> _WORK INSTRUCTIONS_
Retype exactly the lines below, beginning with the first and ending with the line where "const [selected, setSelected]" appears.

> _PROVIDED DATA_
══════
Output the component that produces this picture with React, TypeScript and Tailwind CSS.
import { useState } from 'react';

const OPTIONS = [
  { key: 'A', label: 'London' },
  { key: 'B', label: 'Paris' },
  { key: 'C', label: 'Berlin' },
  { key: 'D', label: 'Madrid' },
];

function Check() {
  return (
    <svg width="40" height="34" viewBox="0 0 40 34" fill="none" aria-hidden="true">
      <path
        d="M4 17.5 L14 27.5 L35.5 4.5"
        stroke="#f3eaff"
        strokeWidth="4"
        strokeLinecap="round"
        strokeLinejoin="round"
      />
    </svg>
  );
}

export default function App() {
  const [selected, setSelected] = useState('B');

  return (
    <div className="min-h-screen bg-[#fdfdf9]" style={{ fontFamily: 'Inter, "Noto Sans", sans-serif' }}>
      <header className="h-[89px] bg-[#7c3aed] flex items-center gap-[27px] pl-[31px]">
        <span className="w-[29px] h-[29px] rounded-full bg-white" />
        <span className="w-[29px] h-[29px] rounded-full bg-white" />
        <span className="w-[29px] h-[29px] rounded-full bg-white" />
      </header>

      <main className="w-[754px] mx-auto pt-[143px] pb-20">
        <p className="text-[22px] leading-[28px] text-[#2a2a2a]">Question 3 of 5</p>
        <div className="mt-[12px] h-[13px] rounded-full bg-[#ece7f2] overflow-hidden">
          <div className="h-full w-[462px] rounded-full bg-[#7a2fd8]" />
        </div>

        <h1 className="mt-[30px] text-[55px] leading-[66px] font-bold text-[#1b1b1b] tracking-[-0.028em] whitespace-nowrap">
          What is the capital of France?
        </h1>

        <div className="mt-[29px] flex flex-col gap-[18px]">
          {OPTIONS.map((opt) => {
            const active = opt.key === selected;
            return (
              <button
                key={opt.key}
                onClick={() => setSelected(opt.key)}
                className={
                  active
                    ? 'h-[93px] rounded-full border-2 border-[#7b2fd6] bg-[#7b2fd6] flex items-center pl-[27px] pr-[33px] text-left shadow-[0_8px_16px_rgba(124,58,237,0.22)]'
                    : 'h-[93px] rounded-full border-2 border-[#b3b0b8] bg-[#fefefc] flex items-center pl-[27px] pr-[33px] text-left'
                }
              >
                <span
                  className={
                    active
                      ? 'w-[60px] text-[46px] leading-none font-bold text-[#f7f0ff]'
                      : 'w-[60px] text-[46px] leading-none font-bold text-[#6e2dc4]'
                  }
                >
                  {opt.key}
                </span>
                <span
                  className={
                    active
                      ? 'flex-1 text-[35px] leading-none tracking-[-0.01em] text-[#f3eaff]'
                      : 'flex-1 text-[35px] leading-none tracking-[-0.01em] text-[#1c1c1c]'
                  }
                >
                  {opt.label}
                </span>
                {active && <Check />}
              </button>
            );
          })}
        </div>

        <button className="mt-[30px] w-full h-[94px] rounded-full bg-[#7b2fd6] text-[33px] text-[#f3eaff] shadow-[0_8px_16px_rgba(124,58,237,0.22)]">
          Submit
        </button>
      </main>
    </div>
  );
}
══════
> _FINISHED ANSWER_
Output the component that produces this picture with React, TypeScript and Tailwind CSS.
import { useState } from 'react';

const OPTIONS = [
  { key: 'A', label: 'London' },
  { key: 'B', label: 'Paris' },
  { key: 'C', label: 'Berlin' },
  { key: 'D', label: 'Madrid' },
];

function Check() {
  return (
    <svg width="40" height="34" viewBox="0 0 40 34" fill="none" aria-hidden="true">
      <path
        d="M4 17.5 L14 27.5 L35.5 4.5"
        stroke="#f3eaff"
        strokeWidth="4"
        strokeLinecap="round"
        strokeLinejoin="round"
      />
    </svg>
  );
}

export default function App() {
  const [selected, setSelected] = useState('B');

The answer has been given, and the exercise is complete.